## GIVEN REQUEST
Set down each line of the data below exactly as it stands, dropping the pictures.
::::
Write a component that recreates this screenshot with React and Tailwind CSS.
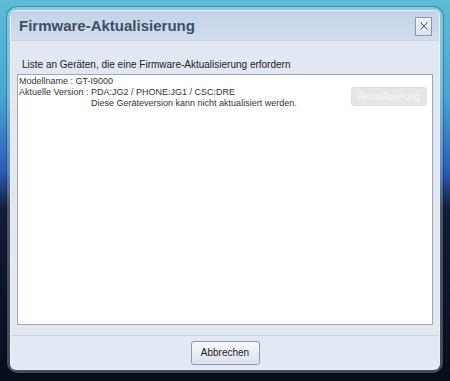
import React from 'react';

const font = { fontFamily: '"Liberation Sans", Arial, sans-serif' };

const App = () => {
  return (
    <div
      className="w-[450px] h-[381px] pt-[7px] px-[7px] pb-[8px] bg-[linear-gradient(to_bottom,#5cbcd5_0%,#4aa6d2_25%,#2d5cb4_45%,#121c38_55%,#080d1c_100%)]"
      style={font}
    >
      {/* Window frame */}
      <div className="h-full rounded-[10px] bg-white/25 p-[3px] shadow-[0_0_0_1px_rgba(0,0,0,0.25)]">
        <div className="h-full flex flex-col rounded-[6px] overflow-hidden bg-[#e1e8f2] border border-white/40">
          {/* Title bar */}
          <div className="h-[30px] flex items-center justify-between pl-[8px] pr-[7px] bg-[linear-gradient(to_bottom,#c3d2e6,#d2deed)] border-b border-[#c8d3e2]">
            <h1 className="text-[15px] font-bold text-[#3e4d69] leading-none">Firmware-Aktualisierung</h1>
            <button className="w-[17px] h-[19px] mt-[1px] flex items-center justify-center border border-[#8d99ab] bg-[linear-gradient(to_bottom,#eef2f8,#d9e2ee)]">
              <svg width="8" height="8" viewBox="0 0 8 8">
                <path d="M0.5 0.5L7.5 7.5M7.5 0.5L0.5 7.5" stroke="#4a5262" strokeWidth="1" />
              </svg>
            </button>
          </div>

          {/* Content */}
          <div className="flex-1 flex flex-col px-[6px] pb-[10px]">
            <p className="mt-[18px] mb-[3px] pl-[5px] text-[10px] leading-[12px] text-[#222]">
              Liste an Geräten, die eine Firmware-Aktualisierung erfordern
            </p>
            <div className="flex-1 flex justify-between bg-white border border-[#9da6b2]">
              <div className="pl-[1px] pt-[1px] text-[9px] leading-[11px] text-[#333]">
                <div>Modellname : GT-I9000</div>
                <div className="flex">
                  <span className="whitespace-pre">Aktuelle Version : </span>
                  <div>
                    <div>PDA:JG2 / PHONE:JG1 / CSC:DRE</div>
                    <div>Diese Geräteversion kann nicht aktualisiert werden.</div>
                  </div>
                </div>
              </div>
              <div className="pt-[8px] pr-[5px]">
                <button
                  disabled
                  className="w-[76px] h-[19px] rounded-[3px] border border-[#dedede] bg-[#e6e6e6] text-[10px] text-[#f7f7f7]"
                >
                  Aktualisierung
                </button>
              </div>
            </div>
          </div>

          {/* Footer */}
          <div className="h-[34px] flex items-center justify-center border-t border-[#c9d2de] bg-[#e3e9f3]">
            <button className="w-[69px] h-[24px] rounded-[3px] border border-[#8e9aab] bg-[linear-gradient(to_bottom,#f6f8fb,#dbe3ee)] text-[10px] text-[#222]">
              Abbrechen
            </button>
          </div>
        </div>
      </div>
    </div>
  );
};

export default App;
::::
## TASK SOLUTION
Write a component that recreates this screenshot with React and Tailwind CSS.
import React from 'react';

const font = { fontFamily: '"Liberation Sans", Arial, sans-serif' };

const App = () => {
  return (
    <div
      className="w-[450px] h-[381px] pt-[7px] px-[7px] pb-[8px] bg-[linear-gradient(to_bottom,#5cbcd5_0%,#4aa6d2_25%,#2d5cb4_45%,#121c38_55%,#080d1c_100%)]"
      style={font}
    >
      {/* Window frame */}
      <div className="h-full rounded-[10px] bg-white/25 p-[3px] shadow-[0_0_0_1px_rgba(0,0,0,0.25)]">
        <div className="h-full flex flex-col rounded-[6px] overflow-hidden bg-[#e1e8f2] border border-white/40">
          {/* Title bar */}
          <div className="h-[30px] flex items-center justify-between pl-[8px] pr-[7px] bg-[linear-gradient(to_bottom,#c3d2e6,#d2deed)] border-b border-[#c8d3e2]">
            <h1 className="text-[15px] font-bold text-[#3e4d69] leading-none">Firmware-Aktualisierung</h1>
            <button className="w-[17px] h-[19px] mt-[1px] flex items-center justify-center border border-[#8d99ab] bg-[linear-gradient(to_bottom,#eef2f8,#d9e2ee)]">
              <svg width="8" height="8" viewBox="0 0 8 8">
                <path d="M0.5 0.5L7.5 7.5M7.5 0.5L0.5 7.5" stroke="#4a5262" strokeWidth="1" />
              </svg>
            </button>
          </div>

          {/* Content */}
          <div className="flex-1 flex flex-col px-[6px] pb-[10px]">
            <p className="mt-[18px] mb-[3px] pl-[5px] text-[10px] leading-[12px] text-[#222]">
              Liste an Geräten, die eine Firmware-Aktualisierung erfordern
            </p>
            <div className="flex-1 flex justify-between bg-white border border-[#9da6b2]">
              <div className="pl-[1px] pt-[1px] text-[9px] leading-[11px] text-[#333]">
                <div>Modellname : GT-I9000</div>
                <div className="flex">
                  <span className="whitespace-pre">Aktuelle Version : </span>
                  <div>
                    <div>PDA:JG2 / PHONE:JG1 / CSC:DRE</div>
                    <div>Diese Geräteversion kann nicht aktualisiert werden.</div>
                  </div>
                </div>
              </div>
              <div className="pt-[8px] pr-[5px]">
                <button
                  disabled
                  className="w-[76px] h-[19px] rounded-[3px] border border-[#dedede] bg-[#e6e6e6] text-[10px] text-[#f7f7f7]"
                >
                  Aktualisierung
                </button>
              </div>
            </div>
          </div>

          {/* Footer */}
          <div className="h-[34px] flex items-center justify-center border-t border-[#c9d2de] bg-[#e3e9f3]">
            <button className="w-[69px] h-[24px] rounded-[3px] border border-[#8e9aab] bg-[linear-gradient(to_bottom,#f6f8fb,#dbe3ee)] text-[10px] text-[#222]">
              Abbrechen
            </button>
          </div>
        </div>
      </div>
    </div>
  );
};

export default App;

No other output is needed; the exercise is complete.